His near-landslide election win in December gave him real authority.  His death-facing experience in intensive care forced him to lead by example – suffering alongside those that he has been tasked to lead during this crisis.  So he now has a certain moral authority too, at least when it comes to dealing with the Coronavirus,

And if he has won only one election to date, not three like Margaret Thatcher, he has led a change greater even hers, by taking Britain out of the EU and thus delivering Brexit.

Which underpins how much the Government has missed him.  There is more to Johnson now than the usual vivid language we heard this morning, with its image of the British people fighting back against a mugger virus.  Listening to him was like being jolted awake after snoozing off.

Not that he said all that much.  Or rather, he tried very hard not to say too much – balancing the need to keep the lockdown going, to protect the NHS, with the need to get the economy going, to help it and all the rest of us.

Johnson was not going to announce an easing-off of the lockdown today.  But for all his art, unwillingness to let a Coronavirus second wave drown the NHS, refusal to say “when” a lockdown relaxation might happen, reference to the five tests and cunning feint at drawing in Keir Starmer, he could not conceal the fact that easing is coming soon.

The Government will say “in the coming days”, he said.  The papers are stuffed with details of the relaxation plan, some of them convincing, and the lockdown is fraying at the edges a little.
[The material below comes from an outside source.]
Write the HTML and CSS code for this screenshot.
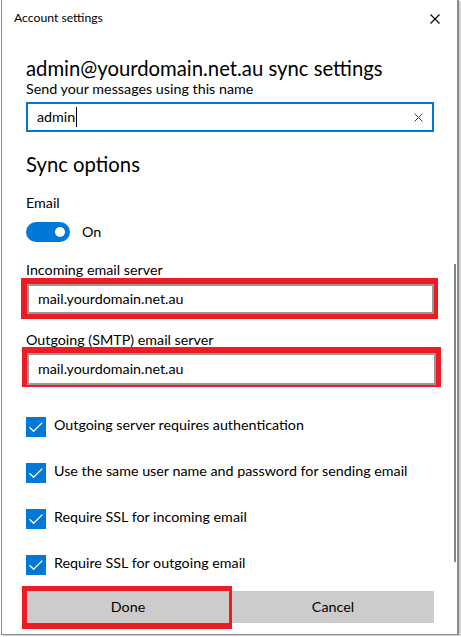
FILE: index.html
```html
<!DOCTYPE html>
<html lang="en">
<head>
<meta charset="utf-8">
<title>Account settings</title>
<link rel="stylesheet" href="styles.css">
</head>
<body>
<div class="window">
  <div class="titlebar">
    <span class="title">Account settings</span>
    <svg class="close" width="10" height="10" viewBox="0 0 10 10"><path d="M0.5 0.5L9.5 9.5M9.5 0.5L0.5 9.5" stroke="#000" stroke-width="1.1" fill="none"/></svg>
  </div>
  <div class="scrollbar"></div>
  <div class="content">
    <div class="heading">admin@yourdomain.net.au sync settings</div>
    <div class="label label-send">Send your messages using this name</div>
    <div class="textbox focused">
      <span class="value">admin</span><span class="caret"></span>
      <svg class="clear" width="9" height="9" viewBox="0 0 9 9"><path d="M0.5 0.5L8.5 8.5M8.5 0.5L0.5 8.5" stroke="#444" stroke-width="1" fill="none"/></svg>
    </div>
    <div class="section">Sync options</div>
    <div class="label label-email">Email</div>
    <div class="toggle-row">
      <span class="toggle"><span class="knob"></span></span>
      <span class="toggle-text">On</span>
    </div>
    <div class="label label-in">Incoming email server</div>
    <div class="hl hl-in"><div class="textbox">mail.yourdomain.net.au</div></div>
    <div class="label label-out">Outgoing (SMTP) email server</div>
    <div class="hl hl-out"><div class="textbox tall">mail.yourdomain.net.au</div></div>
    <div class="checks">
      <div class="check"><span class="box"><svg width="20" height="20" viewBox="0 0 20 20"><path d="M3.5 10.2L7.6 14.3L16.3 5.6" stroke="#fff" stroke-width="1.3" fill="none"/></svg></span><span class="check-text">Outgoing server requires authentication</span></div>
      <div class="check"><span class="box"><svg width="20" height="20" viewBox="0 0 20 20"><path d="M3.5 10.2L7.6 14.3L16.3 5.6" stroke="#fff" stroke-width="1.3" fill="none"/></svg></span><span class="check-text">Use the same user name and password for sending email</span></div>
      <div class="check"><span class="box"><svg width="20" height="20" viewBox="0 0 20 20"><path d="M3.5 10.2L7.6 14.3L16.3 5.6" stroke="#fff" stroke-width="1.3" fill="none"/></svg></span><span class="check-text">Require SSL for incoming email</span></div>
      <div class="check"><span class="box"><svg width="20" height="20" viewBox="0 0 20 20"><path d="M3.5 10.2L7.6 14.3L16.3 5.6" stroke="#fff" stroke-width="1.3" fill="none"/></svg></span><span class="check-text">Require SSL for outgoing email</span></div>
    </div>
    <div class="buttons">
      <div class="hl hl-done"><div class="btn">Done</div></div>
      <div class="btn btn-cancel">Cancel</div>
    </div>
  </div>
</div>
</body>
</html>
```
FILE: styles.css
```css
* { box-sizing: border-box; }
html, body { margin: 0; padding: 0; }
body {
  width: 461px;
  height: 637px;
  overflow: hidden;
  background: #ffffff;
  font-family: Lato, "Noto Sans", sans-serif;
  color: #000;
}
.window {
  position: relative;
  width: 458px;
  height: 635px;
  margin-left: 1px;
  background: #fff;
  border-left: 1px solid #8a8a8a;
  border-right: 2px solid #8a8a8a;
  border-bottom: 1px solid #8a8a8a;
  box-shadow: 2px 1px 0 #d4d4d4;
}
.titlebar {
  height: 36px;
  display: flex;
  justify-content: space-between;
  align-items: flex-start;
  padding: 10px 17px 0 12px;
}
.title { font-size: 12.2px; line-height: 16px; }
.close { display: block; margin-top: 4px; }
.scrollbar {
  position: absolute;
  top: 264px;
  right: 1px;
  width: 2px;
  height: 298px;
  background: #858585;
}
.content { padding: 0 23px 0 24px; }
.heading { font-size: 20.3px; line-height: 22px; margin-top: 21px; }
.label { font-size: 14.3px; line-height: 16px; }
.label-send { margin-top: 2px; }
.label-email { margin-top: 17px; }
.label-in { margin-top: 20px; }
.label-out { margin-top: 13px; }
.section { font-size: 20.3px; line-height: 28px; margin-top: 18px; }

.textbox {
  display: flex;
  align-items: center;
  height: 30px;
  border: 2px solid #999;
  padding: 0 0 0 9px;
  font-size: 14.3px;
  line-height: 20px;
  background: #fff;
}
.textbox.tall { height: 32px; }
.textbox.focused { border-color: #0078d7; margin-top: 5px; }
.caret { display: inline-block; width: 1px; height: 20px; background: #000; margin-left: 1px; }
.clear { display: block; margin-left: auto; margin-right: 9px; }

.toggle-row { display: flex; align-items: center; margin-top: 11px; height: 20px; }
.toggle {
  display: flex;
  align-items: center;
  justify-content: flex-end;
  width: 44px;
  height: 20px;
  border-radius: 10px;
  background: #0078d7;
  padding-right: 5px;
}
.knob { width: 10px; height: 10px; border-radius: 50%; background: #fff; }
.toggle-text { font-size: 14.3px; line-height: 20px; margin-left: 12px; }

.hl { border: solid #ed1c24; }
.hl-in { border-width: 6px 4px 5px 6px; margin-left: -5px; width: 417px; }
.hl-out { border-width: 6px 5px 2px 5px; margin-left: -4px; margin-top: -1px; width: 419px; }

.checks { display: flex; flex-direction: column; gap: 26px; margin-top: 30px; }
.check { display: flex; align-items: flex-start; }
.box { display: block; width: 20px; height: 20px; background: #0078d7; flex: none; }
.box svg { display: block; }
.check-text { font-size: 14.3px; line-height: 16px; margin-left: 8px; }

.buttons { display: flex; align-items: flex-start; margin-top: 11px; margin-left: -4px; }
.hl-done { border-width: 5px 3px 6px 5px; }
.btn {
  width: 202px;
  height: 32px;
  background: #cccccc;
  font-size: 14.3px;
  line-height: 20px;
  display: flex;
  align-items: center;
  justify-content: center;
}
.btn-cancel { margin-top: 5px; }
```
ConservativeHome believed that the Prime Minister would announce some easing after next week’s May Bank Holiday.  Our reading of his statement this morning is that he wants to get on with it before then.

Oh, and a mention in dispatches for Dominic Raab.  We’ve have been happy for him to announce a relaxation plan.  He chose instead to help oversee the drawing-up of one, avoided grandstanding and strove not to act as a de facto Prime Minister.  That shows a level head.